> _WHAT TO DO_
Write out each line in which the string "components" is present.
○ ○ ○ ○ ○
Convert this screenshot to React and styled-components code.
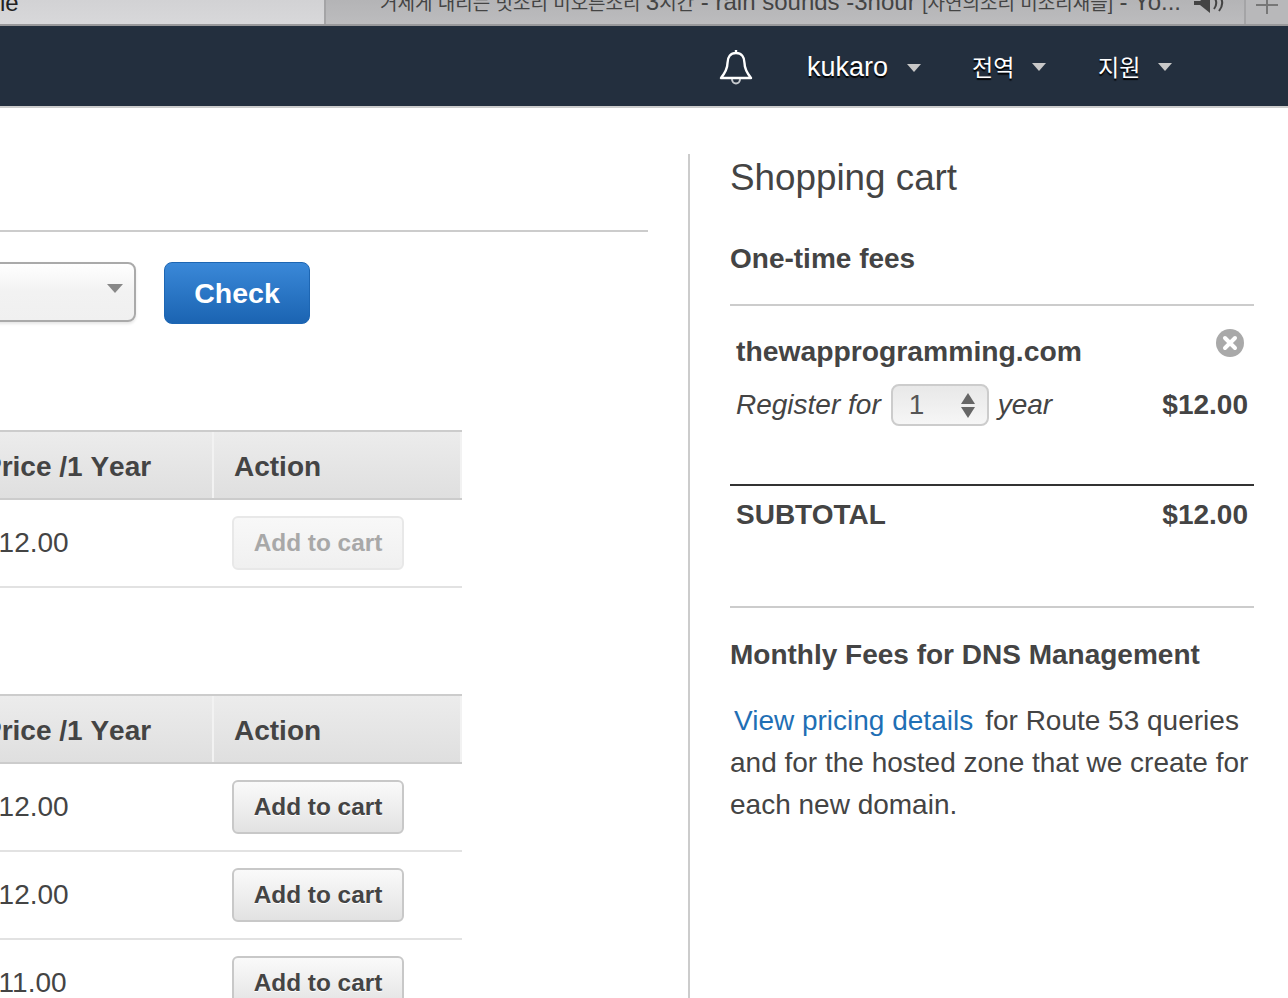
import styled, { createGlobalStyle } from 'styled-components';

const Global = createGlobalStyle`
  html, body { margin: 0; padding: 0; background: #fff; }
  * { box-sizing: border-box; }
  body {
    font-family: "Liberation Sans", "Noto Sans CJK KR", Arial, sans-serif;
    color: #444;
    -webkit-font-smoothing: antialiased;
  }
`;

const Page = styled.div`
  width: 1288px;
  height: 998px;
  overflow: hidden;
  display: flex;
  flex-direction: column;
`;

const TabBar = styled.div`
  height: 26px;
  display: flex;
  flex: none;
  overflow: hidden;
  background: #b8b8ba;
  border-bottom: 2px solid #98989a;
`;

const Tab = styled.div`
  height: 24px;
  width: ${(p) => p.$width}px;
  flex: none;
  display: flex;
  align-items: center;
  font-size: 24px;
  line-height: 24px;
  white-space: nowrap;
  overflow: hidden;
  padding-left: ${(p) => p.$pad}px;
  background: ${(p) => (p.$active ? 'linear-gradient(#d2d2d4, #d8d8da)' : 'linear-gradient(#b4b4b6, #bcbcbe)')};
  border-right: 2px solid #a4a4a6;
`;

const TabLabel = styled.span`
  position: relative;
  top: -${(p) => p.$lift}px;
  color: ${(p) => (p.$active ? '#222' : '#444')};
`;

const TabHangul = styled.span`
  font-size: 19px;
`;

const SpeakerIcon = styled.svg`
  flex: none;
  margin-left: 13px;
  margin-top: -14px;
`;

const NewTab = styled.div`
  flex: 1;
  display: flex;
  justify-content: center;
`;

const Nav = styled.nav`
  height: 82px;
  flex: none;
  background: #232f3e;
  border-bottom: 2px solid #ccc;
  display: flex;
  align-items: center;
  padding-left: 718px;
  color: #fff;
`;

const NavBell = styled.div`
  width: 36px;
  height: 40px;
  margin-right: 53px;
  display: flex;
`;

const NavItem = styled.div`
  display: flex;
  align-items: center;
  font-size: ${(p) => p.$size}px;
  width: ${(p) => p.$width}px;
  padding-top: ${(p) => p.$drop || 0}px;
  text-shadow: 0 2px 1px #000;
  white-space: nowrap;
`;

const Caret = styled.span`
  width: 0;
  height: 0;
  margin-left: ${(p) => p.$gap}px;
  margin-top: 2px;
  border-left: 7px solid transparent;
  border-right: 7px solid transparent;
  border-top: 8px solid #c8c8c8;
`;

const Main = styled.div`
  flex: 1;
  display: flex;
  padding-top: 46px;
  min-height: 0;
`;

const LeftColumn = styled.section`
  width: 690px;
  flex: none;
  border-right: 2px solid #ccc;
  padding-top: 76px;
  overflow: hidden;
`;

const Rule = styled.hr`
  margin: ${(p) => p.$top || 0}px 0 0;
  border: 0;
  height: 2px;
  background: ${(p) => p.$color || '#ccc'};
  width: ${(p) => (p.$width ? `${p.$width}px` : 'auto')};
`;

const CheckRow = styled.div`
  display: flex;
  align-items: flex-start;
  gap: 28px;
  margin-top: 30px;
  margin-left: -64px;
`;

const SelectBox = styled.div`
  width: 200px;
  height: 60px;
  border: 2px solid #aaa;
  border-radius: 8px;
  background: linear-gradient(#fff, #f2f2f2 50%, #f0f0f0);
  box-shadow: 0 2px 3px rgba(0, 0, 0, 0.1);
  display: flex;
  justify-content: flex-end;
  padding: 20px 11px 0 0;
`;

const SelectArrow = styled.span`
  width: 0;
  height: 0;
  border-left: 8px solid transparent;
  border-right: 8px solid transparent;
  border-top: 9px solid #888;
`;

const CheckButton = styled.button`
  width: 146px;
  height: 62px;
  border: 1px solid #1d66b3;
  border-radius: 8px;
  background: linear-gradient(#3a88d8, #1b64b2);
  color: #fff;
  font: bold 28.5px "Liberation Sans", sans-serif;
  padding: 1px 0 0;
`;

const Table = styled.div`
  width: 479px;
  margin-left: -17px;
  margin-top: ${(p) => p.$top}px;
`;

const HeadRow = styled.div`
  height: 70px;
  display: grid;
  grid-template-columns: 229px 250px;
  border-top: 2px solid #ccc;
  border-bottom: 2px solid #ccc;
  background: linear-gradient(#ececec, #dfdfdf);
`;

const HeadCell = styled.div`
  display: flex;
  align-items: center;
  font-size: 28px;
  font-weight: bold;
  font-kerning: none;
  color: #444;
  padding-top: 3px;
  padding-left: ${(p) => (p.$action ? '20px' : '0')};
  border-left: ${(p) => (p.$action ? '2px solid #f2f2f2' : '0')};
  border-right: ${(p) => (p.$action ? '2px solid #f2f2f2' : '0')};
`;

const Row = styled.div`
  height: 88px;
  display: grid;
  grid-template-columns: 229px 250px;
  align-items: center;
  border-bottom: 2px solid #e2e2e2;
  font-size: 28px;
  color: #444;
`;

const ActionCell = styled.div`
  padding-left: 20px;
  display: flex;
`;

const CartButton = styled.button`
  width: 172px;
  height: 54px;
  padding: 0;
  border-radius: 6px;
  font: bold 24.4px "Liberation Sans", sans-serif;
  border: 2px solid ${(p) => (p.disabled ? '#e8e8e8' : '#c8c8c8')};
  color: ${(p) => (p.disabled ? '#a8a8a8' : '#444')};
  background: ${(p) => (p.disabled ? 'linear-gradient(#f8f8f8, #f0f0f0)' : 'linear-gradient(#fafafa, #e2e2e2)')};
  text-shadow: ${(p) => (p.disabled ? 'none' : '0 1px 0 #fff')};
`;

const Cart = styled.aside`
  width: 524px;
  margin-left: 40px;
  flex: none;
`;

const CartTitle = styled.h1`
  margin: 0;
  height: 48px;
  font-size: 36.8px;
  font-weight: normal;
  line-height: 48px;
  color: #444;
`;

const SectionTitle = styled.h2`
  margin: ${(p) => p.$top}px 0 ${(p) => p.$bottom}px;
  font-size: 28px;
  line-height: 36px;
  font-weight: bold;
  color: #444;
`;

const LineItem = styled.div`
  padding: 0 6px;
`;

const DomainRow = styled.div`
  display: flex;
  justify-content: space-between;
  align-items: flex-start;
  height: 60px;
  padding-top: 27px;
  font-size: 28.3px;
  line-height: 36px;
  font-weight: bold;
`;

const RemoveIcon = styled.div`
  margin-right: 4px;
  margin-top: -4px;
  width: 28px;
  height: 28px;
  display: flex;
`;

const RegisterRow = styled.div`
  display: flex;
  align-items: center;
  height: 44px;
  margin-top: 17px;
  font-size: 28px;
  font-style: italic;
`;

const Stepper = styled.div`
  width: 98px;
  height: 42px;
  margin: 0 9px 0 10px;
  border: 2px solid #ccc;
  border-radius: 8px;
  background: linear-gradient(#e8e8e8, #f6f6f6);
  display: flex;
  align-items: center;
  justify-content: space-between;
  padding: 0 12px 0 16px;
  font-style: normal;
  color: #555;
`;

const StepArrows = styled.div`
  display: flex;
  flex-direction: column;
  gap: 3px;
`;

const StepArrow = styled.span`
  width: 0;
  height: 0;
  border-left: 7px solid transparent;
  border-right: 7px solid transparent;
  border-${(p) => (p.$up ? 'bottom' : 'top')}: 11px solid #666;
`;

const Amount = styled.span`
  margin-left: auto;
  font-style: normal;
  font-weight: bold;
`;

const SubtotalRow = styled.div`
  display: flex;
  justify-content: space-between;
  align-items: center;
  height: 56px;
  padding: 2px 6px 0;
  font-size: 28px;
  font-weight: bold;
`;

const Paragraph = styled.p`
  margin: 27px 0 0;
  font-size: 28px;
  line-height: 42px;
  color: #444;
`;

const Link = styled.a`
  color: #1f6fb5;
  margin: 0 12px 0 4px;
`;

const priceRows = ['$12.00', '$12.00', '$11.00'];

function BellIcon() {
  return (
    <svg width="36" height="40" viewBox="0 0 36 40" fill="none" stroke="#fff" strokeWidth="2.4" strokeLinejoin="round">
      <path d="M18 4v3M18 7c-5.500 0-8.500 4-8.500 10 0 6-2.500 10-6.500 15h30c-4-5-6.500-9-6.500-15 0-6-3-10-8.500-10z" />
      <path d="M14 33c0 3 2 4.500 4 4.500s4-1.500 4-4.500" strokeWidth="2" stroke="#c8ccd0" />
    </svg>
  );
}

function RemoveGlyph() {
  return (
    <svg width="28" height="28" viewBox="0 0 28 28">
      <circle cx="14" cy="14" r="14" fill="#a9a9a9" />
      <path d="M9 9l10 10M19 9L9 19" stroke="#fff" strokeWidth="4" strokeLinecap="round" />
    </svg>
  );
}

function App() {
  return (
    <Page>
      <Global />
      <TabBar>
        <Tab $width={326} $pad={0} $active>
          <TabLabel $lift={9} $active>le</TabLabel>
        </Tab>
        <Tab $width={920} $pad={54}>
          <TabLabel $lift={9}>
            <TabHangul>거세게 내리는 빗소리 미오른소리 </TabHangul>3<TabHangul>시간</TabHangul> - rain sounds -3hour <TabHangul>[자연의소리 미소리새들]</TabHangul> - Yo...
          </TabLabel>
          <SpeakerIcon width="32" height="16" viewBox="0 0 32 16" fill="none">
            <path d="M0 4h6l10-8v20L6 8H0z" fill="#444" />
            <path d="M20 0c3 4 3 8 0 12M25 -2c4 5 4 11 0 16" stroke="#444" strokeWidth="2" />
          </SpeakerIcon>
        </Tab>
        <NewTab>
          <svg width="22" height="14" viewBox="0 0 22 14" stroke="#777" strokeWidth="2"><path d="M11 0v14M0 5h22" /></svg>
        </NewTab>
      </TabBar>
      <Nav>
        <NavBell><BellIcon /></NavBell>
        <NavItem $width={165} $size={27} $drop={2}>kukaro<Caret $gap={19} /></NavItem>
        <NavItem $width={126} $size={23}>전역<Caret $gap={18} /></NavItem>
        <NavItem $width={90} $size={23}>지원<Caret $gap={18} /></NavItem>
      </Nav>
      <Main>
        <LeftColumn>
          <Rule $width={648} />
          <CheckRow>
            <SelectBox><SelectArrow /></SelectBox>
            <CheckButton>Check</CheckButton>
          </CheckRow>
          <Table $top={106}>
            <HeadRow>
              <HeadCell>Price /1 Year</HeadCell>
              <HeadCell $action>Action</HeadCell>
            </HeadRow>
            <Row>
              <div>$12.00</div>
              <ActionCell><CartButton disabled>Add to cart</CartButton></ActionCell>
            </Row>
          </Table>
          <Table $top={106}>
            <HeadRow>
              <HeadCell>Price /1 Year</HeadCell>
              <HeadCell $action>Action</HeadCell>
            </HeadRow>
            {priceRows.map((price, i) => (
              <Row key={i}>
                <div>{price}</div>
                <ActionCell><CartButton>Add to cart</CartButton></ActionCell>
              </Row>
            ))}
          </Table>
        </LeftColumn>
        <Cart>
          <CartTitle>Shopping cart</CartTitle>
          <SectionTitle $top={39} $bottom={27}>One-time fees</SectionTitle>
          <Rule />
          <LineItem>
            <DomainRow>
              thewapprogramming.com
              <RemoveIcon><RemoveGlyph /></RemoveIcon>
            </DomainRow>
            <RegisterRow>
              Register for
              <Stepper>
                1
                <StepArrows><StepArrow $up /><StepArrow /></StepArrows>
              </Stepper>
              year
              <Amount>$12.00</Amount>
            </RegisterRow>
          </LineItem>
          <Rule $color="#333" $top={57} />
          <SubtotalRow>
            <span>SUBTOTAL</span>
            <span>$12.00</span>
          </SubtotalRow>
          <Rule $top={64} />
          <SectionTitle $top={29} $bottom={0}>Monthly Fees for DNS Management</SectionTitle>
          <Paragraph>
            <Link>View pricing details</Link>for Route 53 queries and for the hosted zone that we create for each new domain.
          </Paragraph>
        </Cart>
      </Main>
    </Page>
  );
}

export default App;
○ ○ ○ ○ ○
> _TASK OUTPUT_
Convert this screenshot to React and styled-components code.
import styled, { createGlobalStyle } from 'styled-components';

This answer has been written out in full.